Given the current hostility in U.S.-China relations and the two countries’ minimal diplomatic exchanges, it seems difficult to imagine making progress on these extremely broad issues any time soon. Yet sustained “Track 2” dialogues among scholars and former government officials from both countries could be a good place to start discussions about the future of the international order. These conversations could take many forms and be more specific than the general exchanges about the “global order” that occur at various conferences and dialogues, but discussing and clarifying what China wants to see in a revised rules-based international order seems like the most valuable way to begin, probably proceeding sector by sector (trade, human rights, the U.N.’s institutional structure, etc.).

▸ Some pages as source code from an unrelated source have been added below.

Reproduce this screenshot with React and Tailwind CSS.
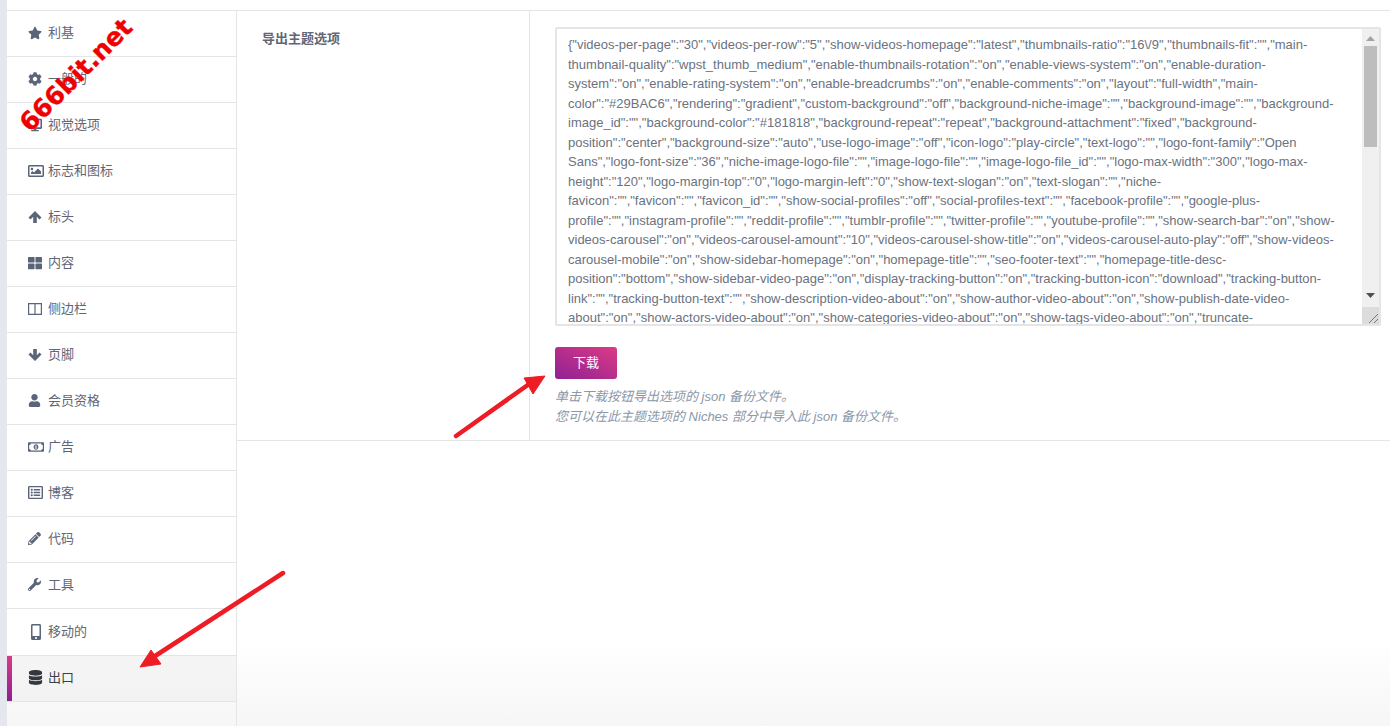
import React from "react";
import { FaStar, FaCog, FaDesktop, FaRegImage, FaThLarge, FaUser, FaRegMoneyBillAlt, FaRegListAlt, FaPencilAlt, FaWrench, FaMobileAlt, FaDatabase } from "react-icons/fa";

const ArrowUp = () => (
  <svg width="14" height="14" viewBox="0 0 14 14" fill="currentColor"><path d="M7 1 L13.5 7.5 L11.5 9.5 L8.8 6.8 V13 H5.2 V6.8 L2.5 9.5 L0.5 7.5 Z" /></svg>
);
const ArrowDown = () => (
  <svg width="14" height="14" viewBox="0 0 14 14" fill="currentColor"><path d="M7 13 L13.5 6.5 L11.5 4.5 L8.8 7.2 V1 H5.2 V7.2 L2.5 4.5 L0.5 6.5 Z" /></svg>
);
const Columns = () => (
  <svg width="14" height="12" viewBox="0 0 14 12" fill="none" stroke="currentColor" strokeWidth="1.2"><path d="M.6.6h12.8v10.8H.6zM7 .6v10.8" /></svg>
);

const items = [
  [FaStar, "利基", "h-[46px] pb-[2px]", "text-[14px]"],
  [FaCog, "一般的", "h-[46px] pb-[2px]", "text-[14px]"],
  [FaDesktop, "视觉选项", "h-[46px] pb-[2px]", "text-[14px]"],
  [FaRegImage, "标志和图标", "h-[46px] pb-[2px]", "text-[16px]"],
  [ArrowUp, "标头", "h-[46px] pb-[2px]", "text-[14px]"],
  [FaThLarge, "内容", "h-[46px] pb-[2px]", "text-[14px]"],
  [Columns, "侧边栏", "h-[46px] pb-[2px]", "text-[14px]"],
  [ArrowDown, "页脚", "h-[46px] pb-[2px]", "text-[14px]"],
  [FaUser, "会员资格", "h-[46px] pb-[2px]", "text-[13px]"],
  [FaRegMoneyBillAlt, "广告", "h-[46px] pb-[2px]", "text-[16px]"],
  [FaRegListAlt, "博客", "h-[46px] pb-[2px]", "text-[15px]"],
  [FaPencilAlt, "代码", "h-[46px] pb-[2px]", "text-[13px]"],
  [FaWrench, "工具", "h-[46px] pb-[2px]", "text-[13px]"],
  [FaMobileAlt, "移动的", "h-[47px] pb-0", "text-[16px]"],
];

const json = `{"videos-per-page":"30","videos-per-row":"5","show-videos-homepage":"latest","thumbnails-ratio":"16\\/9","thumbnails-fit":"","main-thumbnail-quality":"wpst_thumb_medium","enable-thumbnails-rotation":"on","enable-views-system":"on","enable-duration-system":"on","enable-rating-system":"on","enable-breadcrumbs":"on","enable-comments":"on","layout":"full-width","main-color":"#29BAC6","rendering":"gradient","custom-background":"off","background-niche-image":"","background-image":"","background-image_id":"","background-color":"#181818","background-repeat":"repeat","background-attachment":"fixed","background-position":"center","background-size":"auto","use-logo-image":"off","icon-logo":"play-circle","text-logo":"","logo-font-family":"Open Sans","logo-font-size":"36","niche-image-logo-file":"","image-logo-file":"","image-logo-file_id":"","logo-max-width":"300","logo-max-height":"120","logo-margin-top":"0","logo-margin-left":"0","show-text-slogan":"on","text-slogan":"","niche-favicon":"","favicon":"","favicon_id":"","show-social-profiles":"off","social-profiles-text":"","facebook-profile":"","google-plus-profile":"","instagram-profile":"","reddit-profile":"","tumblr-profile":"","twitter-profile":"","youtube-profile":"","show-search-bar":"on","show-videos-carousel":"on","videos-carousel-amount":"10","videos-carousel-show-title":"on","videos-carousel-auto-play":"off","show-videos-carousel-mobile":"on","show-sidebar-homepage":"on","homepage-title":"","seo-footer-text":"","homepage-title-desc-position":"bottom","show-sidebar-video-page":"on","display-tracking-button":"on","tracking-button-icon":"download","tracking-button-link":"","tracking-button-text":"","show-description-video-about":"on","show-author-video-about":"on","show-publish-date-video-about":"on","show-actors-video-about":"on","show-categories-video-about":"on","show-tags-video-about":"on","truncate-description":"on"}`;

const cjk = "font-['Liberation_Sans','Noto_Sans_CJK_SC',sans-serif]";

export default function App() {
  return (
    <div className={`relative flex h-[726px] w-[1390px] overflow-hidden bg-[linear-gradient(to_bottom,#ffffff_88%,#f6f6f6_100%)] ${cjk}`}>
      <div className="w-[7px] shrink-0 bg-[#e4e7ed]" />
      <div className="flex min-w-0 flex-1 flex-col">
        <div className="h-[11px] shrink-0 border-b border-[#e5e5e5] bg-white" />
        <div className="flex min-h-0 flex-1">
          <nav className="w-[230px] shrink-0 border-r border-[#e5e5e5]">
            {items.map(([Icon, label, h, size]) => (
              <div key={label} className={`flex ${h} items-center border-b border-[#e5e5e5] bg-white pl-[21px] text-[13px] text-[#5f6675]`}>
                <span className={`flex w-[20px] shrink-0 items-center justify-start ${size} text-[#5a6579]`}><Icon /></span>
                <span>{label}</span>
              </div>
            ))}
            <div className="flex h-[46px] items-center border-b border-[#e5e5e5] bg-[linear-gradient(to_bottom,#f5f5f5,#f2f2f2)]">
              <div className="h-full w-[5px] bg-[linear-gradient(to_bottom,#d93a86,#8f1f92)]" />
              <div className="flex items-center pb-[2px] pl-[16px] text-[13px] text-[#3a3f49]">
                <span className="flex w-[20px] shrink-0 text-[15px] text-[#33373f]"><FaDatabase /></span>
                <span>出口</span>
              </div>
            </div>
          </nav>
          <main className="min-w-0 flex-1">
            <div className="flex h-[430px] border-b border-[#e5e5e5] bg-white">
              <div className="w-[293px] shrink-0 border-r border-[#e5e5e5] pl-[25px] pt-[18px] text-[13px] font-bold leading-[19px] text-[#5f6675]">导出主题选项</div>
              <div className="min-w-0 flex-1 pl-[25px] pr-[9px] pt-[16px]">
                <div className="relative h-[299px] w-[826px]">
                  <textarea readOnly value={json} className="block h-full w-full resize-none overflow-hidden rounded-[2px] border-2 border-[#e5e5e5] bg-white pb-[8px] pl-[11px] pr-[28px] pt-[6px] text-[13px] leading-[19.5px] text-[#6b7280] outline-none" />
                  <div className="absolute bottom-[2px] right-[2px] top-[2px] flex w-[17px] flex-col items-center bg-[#f0f0f0]">
                    <svg className="mt-[7px] shrink-0" width="9" height="5" viewBox="0 0 9 5" fill="#a3a3a3"><path d="M4.5 0 9 5H0z" /></svg>
                    <div className="mt-[5px] h-[101px] w-[13px] shrink-0 bg-[#bdbdbd]" />
                    <svg className="mt-[146px] shrink-0" width="9" height="5" viewBox="0 0 9 5" fill="#505050"><path d="M0 0h9L4.5 5z" /></svg>
                    <div className="mt-auto flex h-[17px] w-full items-end justify-end bg-[#dcdcdc]">
                      <svg width="11" height="11" viewBox="0 0 11 11" stroke="#777" fill="none"><path d="M1 10 10 1M6 10l4-4" /></svg>
                    </div>
                  </div>
                </div>
                <button className="mt-[21px] block h-[32px] w-[62px] rounded-[3px] bg-[linear-gradient(to_top_right,#8f2194,#dc3b85)] text-[13px] text-white">下载</button>
                <p className="mt-[8px] text-[13px] italic leading-[20px] text-[#8c97a8]">单击下载按钮导出选项的 json 备份文件。<br />您可以在此主题选项的 Niches 部分中导入此 json 备份文件。</p>
              </div>
            </div>
          </main>
        </div>
      </div>

      <svg className="pointer-events-none absolute left-0 top-0" width="1390" height="726" fill="none">
        <path d="M456 436 L532 382" stroke="#ee1c25" strokeWidth="4.5" strokeLinecap="round" />
        <path d="M545 376 L524 378 L533 394 Z" fill="#ee1c25" stroke="#ee1c25" strokeWidth="1" />
        <path d="M283 573 L152 658" stroke="#ee1c25" strokeWidth="4.5" strokeLinecap="round" />
        <path d="M140 667 L151 650 L161 664 Z" fill="#ee1c25" stroke="#ee1c25" strokeWidth="1" />
      </svg>
      <div className="pointer-events-none absolute left-[76px] top-[75px] -translate-x-1/2 -translate-y-1/2 -rotate-[45deg] whitespace-nowrap font-['DejaVu_Sans',sans-serif] text-[25px] font-bold leading-none text-[#f00000] [-webkit-text-stroke:0.4px_#f00000]">666bit.net</div>
    </div>
  );
}
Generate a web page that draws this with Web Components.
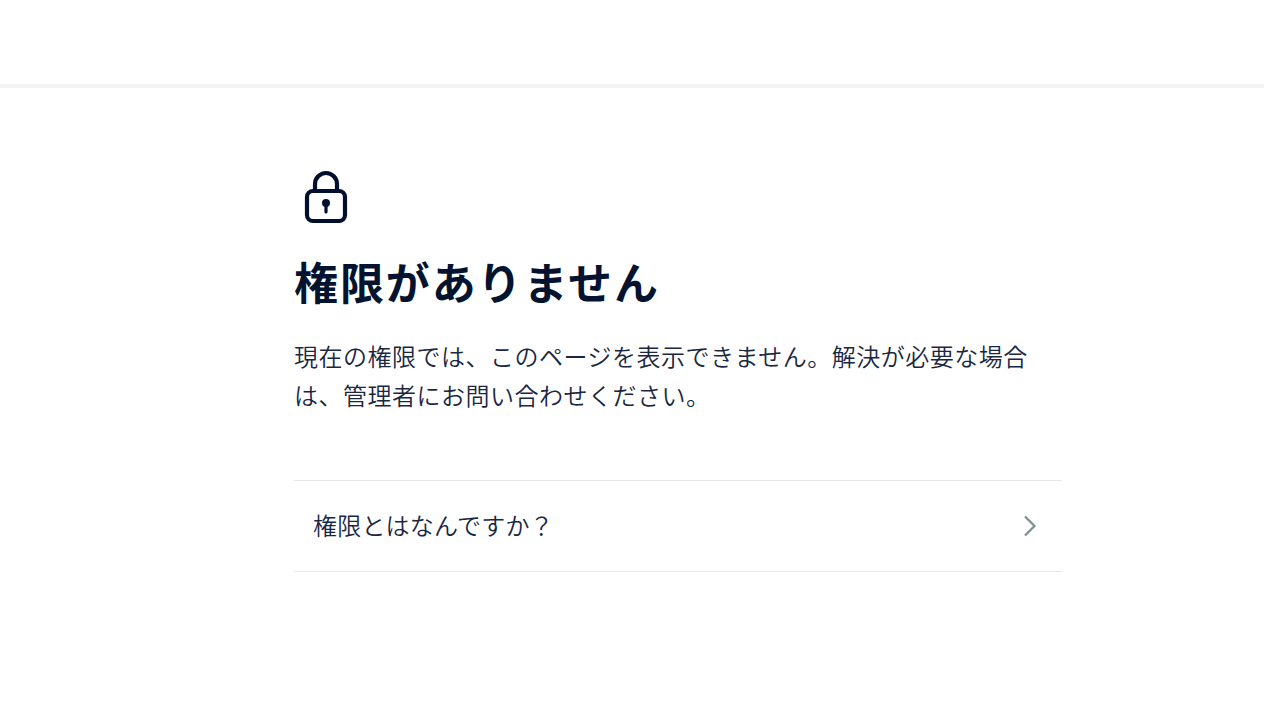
<!DOCTYPE html>
<html lang="ja">
<head>
<meta charset="utf-8">
<title>権限がありません</title>
<style>
	html, body { margin: 0; background: #fff; }
	body { font-family: "Noto Sans CJK JP", "Noto Sans", sans-serif; color: #000f2d; }
</style>
</head>
<body>
<app-header></app-header>
<no-permission>
	<span slot="title">権限がありません</span>
	現在の権限では、このページを表示できません。解決が必要な場合は、管理者にお問い合わせください。
	<help-link slot="links">権限とはなんですか？</help-link>
</no-permission>
<script>
class AppHeader extends HTMLElement {
	constructor() {
		super();
		this.attachShadow({ mode: 'open' });
		this.shadowRoot.innerHTML = `
<style>
	:host { display: block; height: 84px; border-bottom: 4px solid #f3f3f4; }
</style>`;
	}
}

const noPermissionTemplate = document.createElement('template');
noPermissionTemplate.innerHTML = `
<style>
	:host { display: block; width: 768px; margin-left: 294px; padding: 80px 0 0; }
	.icon { display: block; width: 64px; height: 64px; }
	h1 { margin: 17px 0 0; font-size: 44px; line-height: 64px; font-weight: 700; letter-spacing: 1.9px; color: #04132f; }
	p { margin: 23px 0 0; font-size: 24px; line-height: 39px; letter-spacing: 0.5px; font-weight: 350; color: #1a2742; }
	.links { margin-top: 66px; border-top: 1px solid #e6e7e8; }
</style>
<svg class="icon" viewBox="0 0 64 64" fill="none" stroke="#000f2d" stroke-width="4.200" aria-hidden="true">
	<rect x="13" y="23" width="38" height="30" rx="6"/>
	<path d="M21 23 V16 a11 11 0 0 1 22 0 V23"/>
	<circle cx="32" cy="35" r="4" fill="#000f2d" stroke="none"/>
	<path d="M32 36 V44" stroke-linecap="round" stroke-width="3.200"/>
</svg>
<h1><slot name="title"></slot></h1>
<p><slot></slot></p>
<div class="links"><slot name="links"></slot></div>
`;

class NoPermission extends HTMLElement {
	constructor() {
		super();
		this.attachShadow({ mode: 'open' });
		this.shadowRoot.appendChild(noPermissionTemplate.content.cloneNode(true));
	}
}

const helpLinkTemplate = document.createElement('template');
helpLinkTemplate.innerHTML = `
<style>
	:host { display: flex; align-items: center; justify-content: space-between; height: 90px; padding: 0 25px 0 19px; border-bottom: 1px solid #e6e7e8; font-size: 24px; font-weight: 350; letter-spacing: 0.2px; color: #1a2742; }
	span { margin-bottom: 4px; }
	svg { width: 14px; height: 22px; }
</style>
<span><slot></slot></span>
<svg viewBox="0 0 14 22" fill="none" stroke="#7f9095" stroke-width="2.300" aria-hidden="true">
	<path d="M2 1.500 L11.500 11 L2 20.500"/>
</svg>
`;

class HelpLink extends HTMLElement {
	constructor() {
		super();
		this.attachShadow({ mode: 'open' });
		this.shadowRoot.appendChild(helpLinkTemplate.content.cloneNode(true));
	}
}

customElements.define('app-header', AppHeader);
customElements.define('no-permission', NoPermission);
customElements.define('help-link', HelpLink);
</script>
</body>
</html>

In negotiating to salvage a weakening and endangered international order, our persuasiveness will depend upon our power, our tenacity, our diplomatic skills, and our own fidelity to the rules-based international order we seek to preserve. Most importantly, it will require a driving belief in the importance of the goal—and not only by the United States, but by most other countries on our planet, who separately and together recognize the dangers we are facing, our differences yet our interdependence, our smallness in the universe but the infiniteness of human existence, and the capacity of human agency to make a difference.